Dataset rows:
>> Begin
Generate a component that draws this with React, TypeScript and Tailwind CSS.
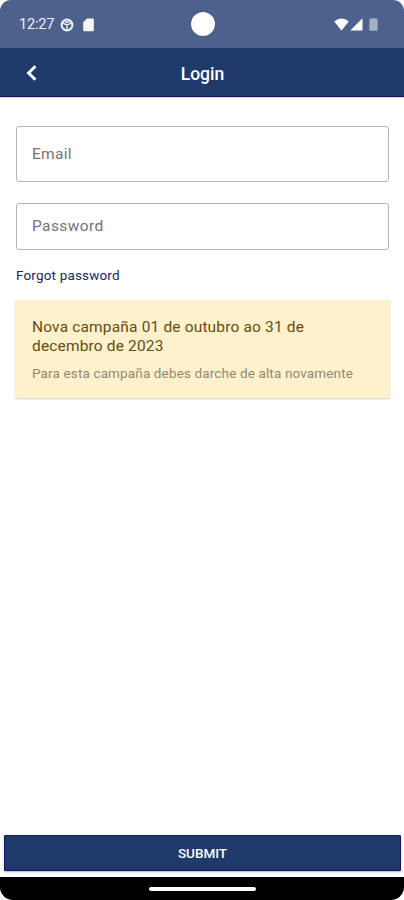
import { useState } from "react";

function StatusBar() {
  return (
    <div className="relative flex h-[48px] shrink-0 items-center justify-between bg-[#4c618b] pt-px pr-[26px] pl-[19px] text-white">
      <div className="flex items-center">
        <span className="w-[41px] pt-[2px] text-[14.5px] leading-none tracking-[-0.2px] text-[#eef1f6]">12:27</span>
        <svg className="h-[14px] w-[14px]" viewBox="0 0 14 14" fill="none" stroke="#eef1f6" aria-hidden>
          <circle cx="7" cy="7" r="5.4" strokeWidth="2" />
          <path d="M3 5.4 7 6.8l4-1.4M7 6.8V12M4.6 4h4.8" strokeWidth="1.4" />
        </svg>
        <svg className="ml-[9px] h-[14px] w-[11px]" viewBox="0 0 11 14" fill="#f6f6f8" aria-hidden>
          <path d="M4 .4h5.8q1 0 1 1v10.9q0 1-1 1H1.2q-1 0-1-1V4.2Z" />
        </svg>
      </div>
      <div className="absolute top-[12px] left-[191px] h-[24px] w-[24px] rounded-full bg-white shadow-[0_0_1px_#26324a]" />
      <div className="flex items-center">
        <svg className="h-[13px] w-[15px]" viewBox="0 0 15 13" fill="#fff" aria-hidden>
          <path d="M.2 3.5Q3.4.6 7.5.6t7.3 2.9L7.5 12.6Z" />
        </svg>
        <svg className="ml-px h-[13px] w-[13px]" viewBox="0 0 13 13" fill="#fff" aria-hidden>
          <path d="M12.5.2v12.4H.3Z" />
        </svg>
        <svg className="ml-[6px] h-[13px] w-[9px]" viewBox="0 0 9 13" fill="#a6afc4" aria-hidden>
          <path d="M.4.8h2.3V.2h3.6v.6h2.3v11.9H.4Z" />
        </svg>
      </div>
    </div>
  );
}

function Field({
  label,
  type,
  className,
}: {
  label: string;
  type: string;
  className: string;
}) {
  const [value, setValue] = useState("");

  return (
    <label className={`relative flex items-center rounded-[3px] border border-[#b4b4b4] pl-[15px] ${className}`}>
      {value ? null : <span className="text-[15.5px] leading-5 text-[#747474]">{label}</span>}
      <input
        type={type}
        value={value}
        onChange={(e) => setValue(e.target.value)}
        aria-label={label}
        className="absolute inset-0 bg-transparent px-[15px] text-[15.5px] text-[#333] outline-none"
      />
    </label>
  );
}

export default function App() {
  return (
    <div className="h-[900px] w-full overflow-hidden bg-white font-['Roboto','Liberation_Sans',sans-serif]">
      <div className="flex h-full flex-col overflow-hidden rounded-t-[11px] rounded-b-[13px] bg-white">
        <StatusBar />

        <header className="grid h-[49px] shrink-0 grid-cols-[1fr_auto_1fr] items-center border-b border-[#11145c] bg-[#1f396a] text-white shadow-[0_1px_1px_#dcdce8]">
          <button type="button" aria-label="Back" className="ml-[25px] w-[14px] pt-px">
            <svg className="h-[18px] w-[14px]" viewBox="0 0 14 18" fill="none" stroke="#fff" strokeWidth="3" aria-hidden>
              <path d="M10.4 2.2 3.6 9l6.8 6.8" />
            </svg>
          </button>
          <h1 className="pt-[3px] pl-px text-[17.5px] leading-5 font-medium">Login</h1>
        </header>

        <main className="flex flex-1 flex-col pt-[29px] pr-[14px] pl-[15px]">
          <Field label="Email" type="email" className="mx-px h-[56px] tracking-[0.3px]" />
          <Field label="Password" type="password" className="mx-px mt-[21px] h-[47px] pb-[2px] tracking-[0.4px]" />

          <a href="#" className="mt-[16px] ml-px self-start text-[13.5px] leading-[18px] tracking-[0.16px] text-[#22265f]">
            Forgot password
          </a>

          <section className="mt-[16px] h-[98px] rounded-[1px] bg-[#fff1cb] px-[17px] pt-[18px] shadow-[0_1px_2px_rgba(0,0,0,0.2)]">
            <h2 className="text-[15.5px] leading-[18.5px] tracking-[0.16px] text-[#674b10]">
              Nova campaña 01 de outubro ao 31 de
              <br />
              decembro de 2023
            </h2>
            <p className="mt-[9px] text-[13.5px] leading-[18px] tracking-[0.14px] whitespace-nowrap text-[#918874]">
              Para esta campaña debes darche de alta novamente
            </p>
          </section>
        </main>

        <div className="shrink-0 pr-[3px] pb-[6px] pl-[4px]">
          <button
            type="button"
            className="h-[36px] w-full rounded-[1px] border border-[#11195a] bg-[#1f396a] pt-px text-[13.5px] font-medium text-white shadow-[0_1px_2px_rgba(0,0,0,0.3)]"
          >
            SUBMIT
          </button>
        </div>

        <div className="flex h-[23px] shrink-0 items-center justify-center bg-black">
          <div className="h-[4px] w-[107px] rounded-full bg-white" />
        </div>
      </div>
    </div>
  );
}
>> End
>> Begin
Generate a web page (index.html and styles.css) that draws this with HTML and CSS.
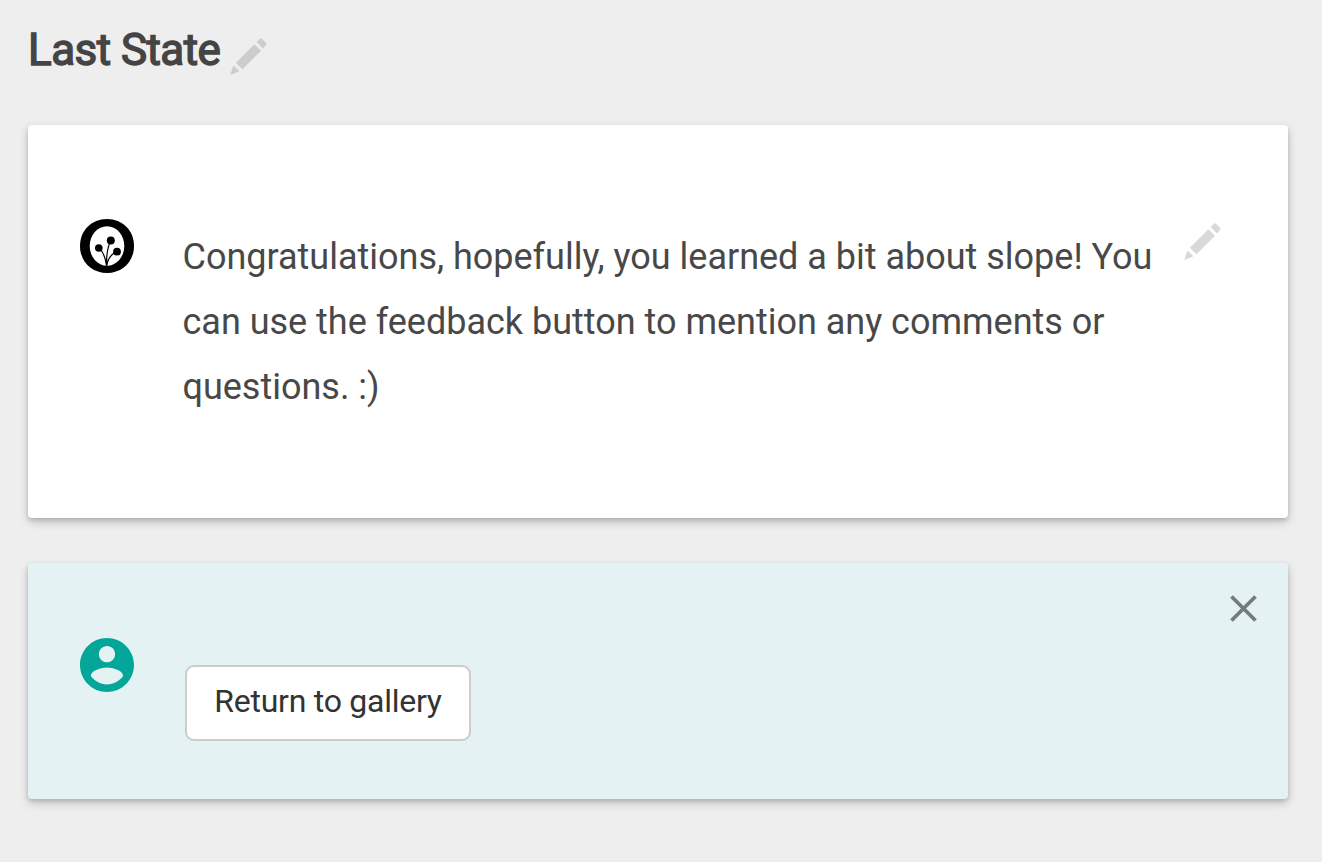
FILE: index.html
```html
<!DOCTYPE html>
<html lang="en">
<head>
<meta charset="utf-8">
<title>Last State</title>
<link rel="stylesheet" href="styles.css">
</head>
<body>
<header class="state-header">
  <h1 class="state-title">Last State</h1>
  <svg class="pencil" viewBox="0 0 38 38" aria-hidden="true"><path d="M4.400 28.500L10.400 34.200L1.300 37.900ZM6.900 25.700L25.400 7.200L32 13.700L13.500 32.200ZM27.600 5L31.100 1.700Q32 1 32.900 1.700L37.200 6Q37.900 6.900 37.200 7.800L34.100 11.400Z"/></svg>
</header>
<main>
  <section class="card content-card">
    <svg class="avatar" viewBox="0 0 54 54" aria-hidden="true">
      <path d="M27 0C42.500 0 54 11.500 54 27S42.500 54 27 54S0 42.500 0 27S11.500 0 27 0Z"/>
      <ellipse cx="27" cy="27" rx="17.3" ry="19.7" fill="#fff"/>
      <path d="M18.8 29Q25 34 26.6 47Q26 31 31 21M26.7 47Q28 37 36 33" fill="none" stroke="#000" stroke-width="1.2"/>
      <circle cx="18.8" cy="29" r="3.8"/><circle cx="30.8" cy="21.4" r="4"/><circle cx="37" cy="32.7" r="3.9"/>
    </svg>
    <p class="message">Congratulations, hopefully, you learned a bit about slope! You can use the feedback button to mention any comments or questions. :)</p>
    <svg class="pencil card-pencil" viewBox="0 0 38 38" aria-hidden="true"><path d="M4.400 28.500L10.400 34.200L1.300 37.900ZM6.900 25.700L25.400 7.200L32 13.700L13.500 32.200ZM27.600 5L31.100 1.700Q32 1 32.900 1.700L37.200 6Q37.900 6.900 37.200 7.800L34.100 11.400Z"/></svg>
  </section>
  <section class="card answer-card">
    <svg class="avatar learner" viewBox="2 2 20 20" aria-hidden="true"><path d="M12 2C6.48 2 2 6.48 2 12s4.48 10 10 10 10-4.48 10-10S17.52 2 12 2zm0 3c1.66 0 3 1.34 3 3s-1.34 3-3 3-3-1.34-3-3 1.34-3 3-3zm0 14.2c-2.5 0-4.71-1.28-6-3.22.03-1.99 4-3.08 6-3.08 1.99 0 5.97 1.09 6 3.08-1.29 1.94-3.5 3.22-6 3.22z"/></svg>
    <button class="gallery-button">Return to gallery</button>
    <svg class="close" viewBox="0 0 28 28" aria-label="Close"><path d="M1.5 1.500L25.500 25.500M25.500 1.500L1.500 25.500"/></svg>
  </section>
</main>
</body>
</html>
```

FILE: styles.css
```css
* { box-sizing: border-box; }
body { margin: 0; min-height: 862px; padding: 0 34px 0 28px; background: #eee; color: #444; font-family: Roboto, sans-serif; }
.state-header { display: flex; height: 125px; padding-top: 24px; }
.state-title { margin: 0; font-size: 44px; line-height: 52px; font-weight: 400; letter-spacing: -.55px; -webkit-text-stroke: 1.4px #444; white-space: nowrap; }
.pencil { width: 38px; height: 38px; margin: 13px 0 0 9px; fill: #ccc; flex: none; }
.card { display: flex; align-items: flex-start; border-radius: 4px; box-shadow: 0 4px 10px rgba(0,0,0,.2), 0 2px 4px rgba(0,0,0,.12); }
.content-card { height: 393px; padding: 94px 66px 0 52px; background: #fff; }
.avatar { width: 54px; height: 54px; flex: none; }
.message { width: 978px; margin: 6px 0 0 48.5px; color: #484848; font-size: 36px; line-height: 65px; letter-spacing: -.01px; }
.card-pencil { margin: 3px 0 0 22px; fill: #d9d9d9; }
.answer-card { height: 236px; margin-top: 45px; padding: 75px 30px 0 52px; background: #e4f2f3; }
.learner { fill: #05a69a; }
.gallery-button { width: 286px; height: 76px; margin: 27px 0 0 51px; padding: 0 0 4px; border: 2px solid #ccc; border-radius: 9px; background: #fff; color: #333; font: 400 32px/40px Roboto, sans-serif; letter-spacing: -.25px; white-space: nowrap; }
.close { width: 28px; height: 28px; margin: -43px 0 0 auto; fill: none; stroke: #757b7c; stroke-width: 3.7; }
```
>> End
>> Begin
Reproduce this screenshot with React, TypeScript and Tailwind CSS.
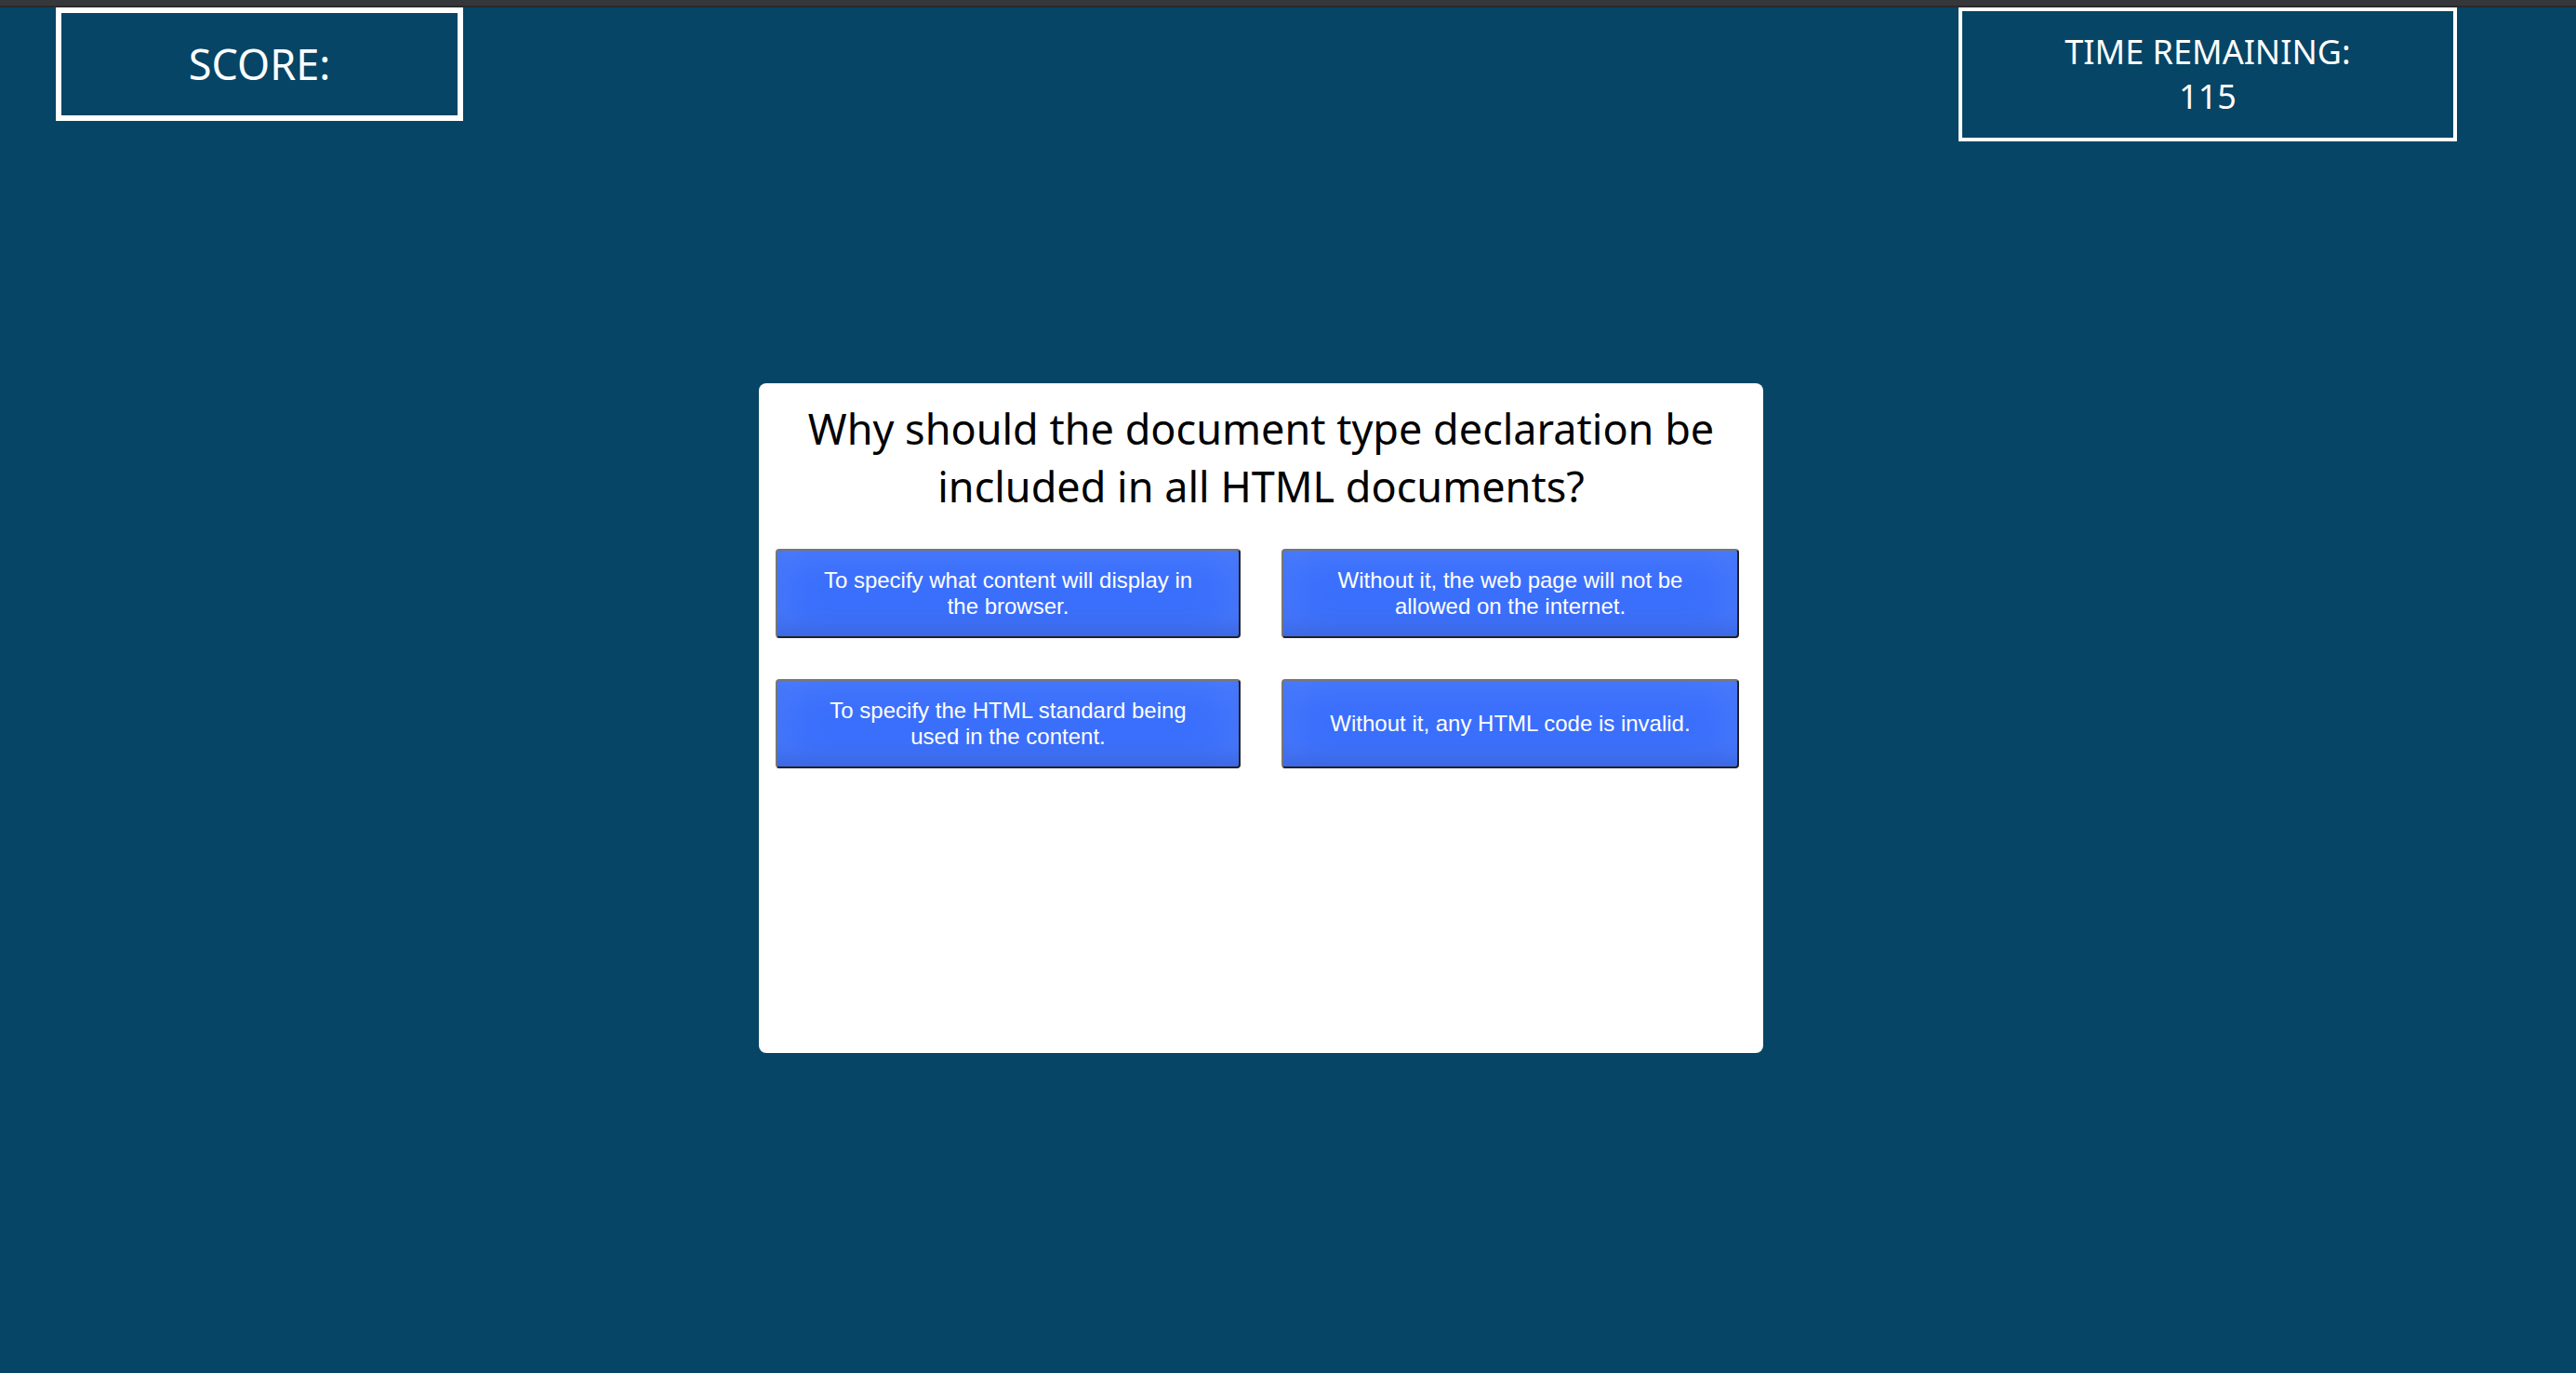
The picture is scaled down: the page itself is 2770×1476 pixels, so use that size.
>> End
Given instruction: Looking at the material above, count the lines that hold "with" and give the total alone.

Exercise answer: 3